Muy relevante nos parece la triple sesión de la Orquesta Nacional a partir de este viernes, dedicada al compositor y director británico Thomas Adès (Londres, 1971), una de las indiscutibles figuras de la música inglesa de nuestros días, autor de obras sinfónicas de gran aliento y de óperas de reconocido éxito, como Powder Her Face, The Tempest y The Exterminating Angel, esta última, con la base literaria que empleó Buñuel para su famosa película, estrenada en Salzburgo en 2016.
Destaca Ulrich Dibelius como principales características del estilo de Adès la habilidad a la hora de plasmar colores. Es como si fuera un equilibrista del timbre a quien, cual un segundo Britten, las ideas musicales le llegaran como por arte de magia. Con juvenil frescura y un sutil poder de convicción logra que su amor por las tinturas “desemboque en puentes comunicativos más familiares”. Se da en él, apuntamos, una suerte de rara combinación entre la minuciosidad del orfebre y la libertad del amante de la naturaleza.

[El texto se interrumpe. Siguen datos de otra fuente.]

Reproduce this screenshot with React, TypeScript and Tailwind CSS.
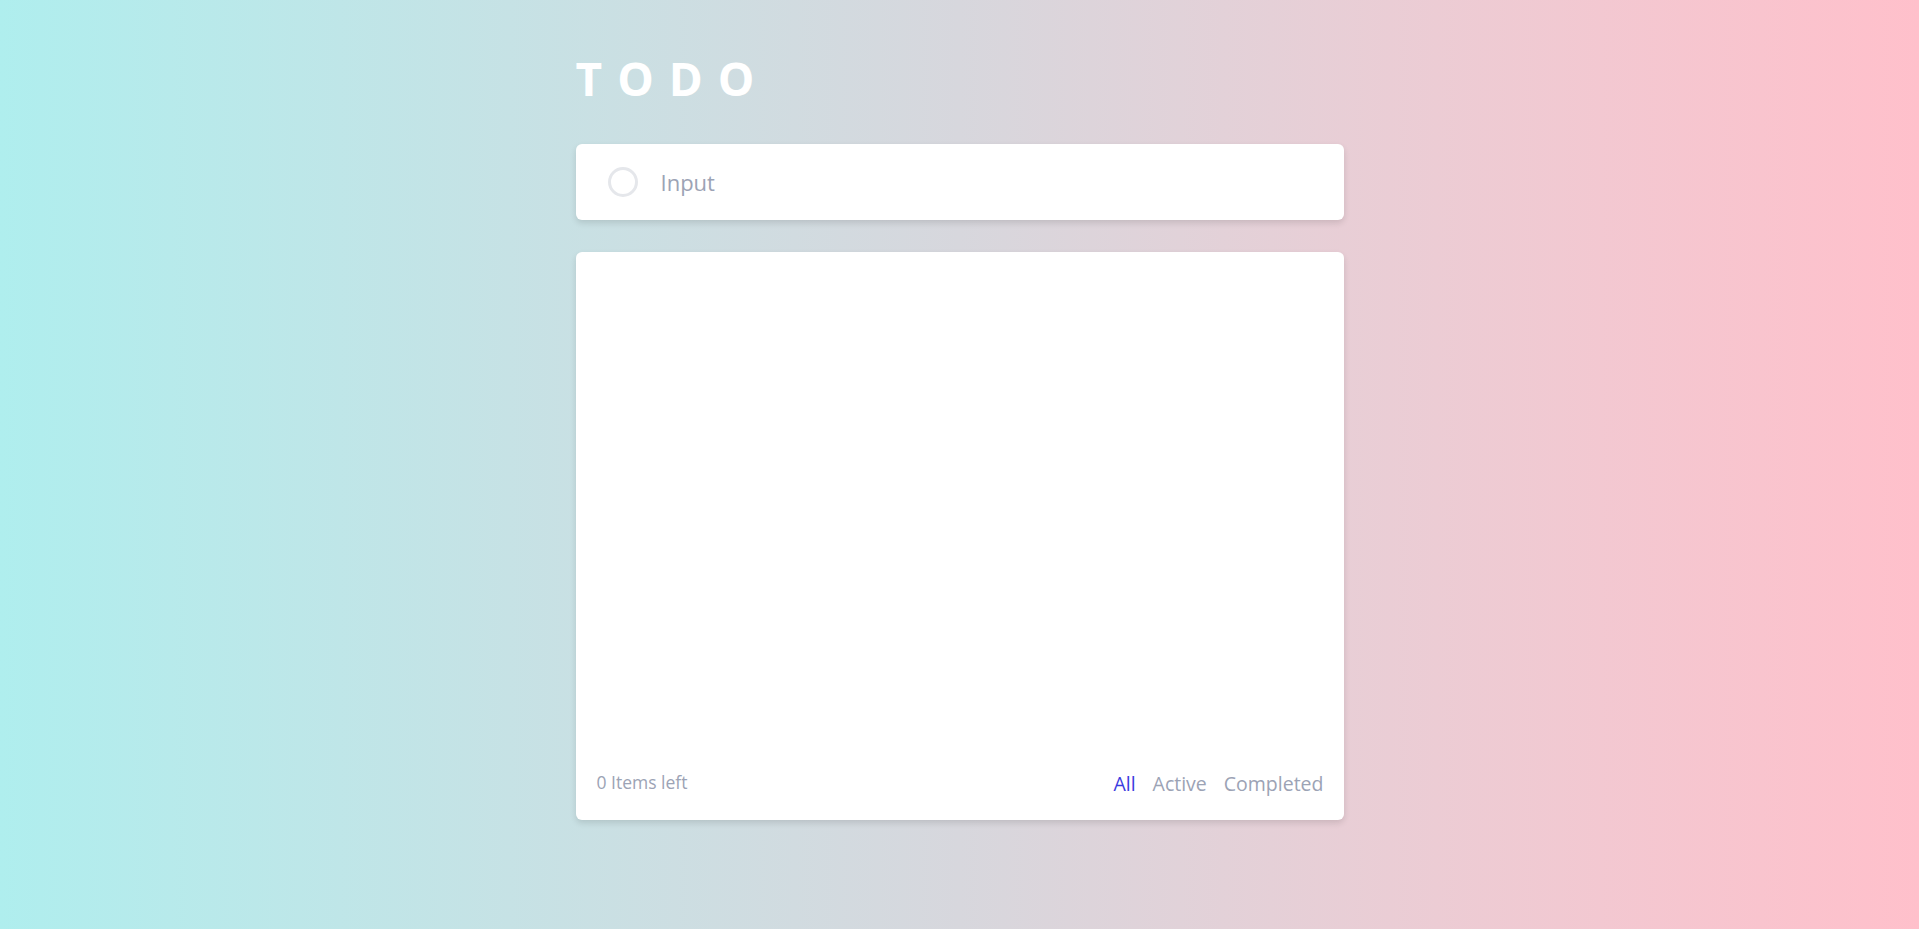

Adés logra en su música atmósferas rarificadas de enorme atractivo tímbrico, que se valen por sí mismas para otorgar poder y energía internas a sus pentagramas, sin atender a otros parámetros de índole constructiva o melódica. Aspectos reconocibles en su Concierto para violín, de 2005, estrenado en España por la Sinfónica de Galicia hace unos años y que ahora aterriza en los atriles de la Nacional. Adés, como compositor completo que es, no rechaza la utilización de elementos temáticos y en particular rítmicos dentro de un discurso general muy libre y siempre animado.
Esta composición será el eje sobre el que gire esta nueva cita con la formación madrileña, presidida para la ocasión precisamente por el propio autor. Quién mejor que él para revelarnos los secretos de la partitura batuta en mano y para abrir el mundo de fantasía que se encierra en ella. Todo comienza en el primer movimiento, Rings, con animadas irisaciones del solista en un juego apoyado en pedales y ondulaciones del conjunto. Un continuo ir y venir, arriba y abajo, con descargas pasajeras, a modo de lejanas amenazas. Poco a poco el canto del violín toma cuerpo lírico y plantea ocasionales diálogos con el tutti sin cejar en su permanente vaivén. La línea protagonista se integra en el todo como un elemento más sin dejar de estar siempre en primer plano, lo que denota una notable habilidad por parte del autor.
El segundo tiempo, Paths, es bastante más largo; y más complejo y nos trae recuerdos del Concierto de Berg. Como en éste, escuchamos discretos contracantos en los vientos, que ayudan a subrayar lo sombrío de la música, reforzada por los amenazadores y oscuros diseños que acompañan al soliloquio del violín. En el tercer movimiento, Rounds, lo danzable adquiere protagonismo y son las maderas las que juegan en primer plano junto al rítmico timbal. Paulatinamente, la música se espesa y adensa al tiempo que, por encima, el canto del violín llega a su máximo esplendor; relativo, por supuesto, en una obra oscura como ésta. Un cortante acorde hace enmudecer al parlanchín protagonista, aquí en el violín de su creador, Anthony Mawood.
La magnífica composición estará escoltada por otras dos bien diferentes. Por un lado, Pas de deux del pájaro azul, una fantasía de Stravinski sobre el dúo entre el ave y la Princesa Florine del ballet La bella durmiente de Chaikovski. Por otro, y como remate de la sesión, la Octava Sinfonía de Beethoven, una obra muy apta para que el director pueda ofrecer sus credenciales como hábil desentrañador de las jugosas líneas melódicas y de la espirituosa naturaleza, tan refrescante, de esta “estimulante travesura” sinfónica.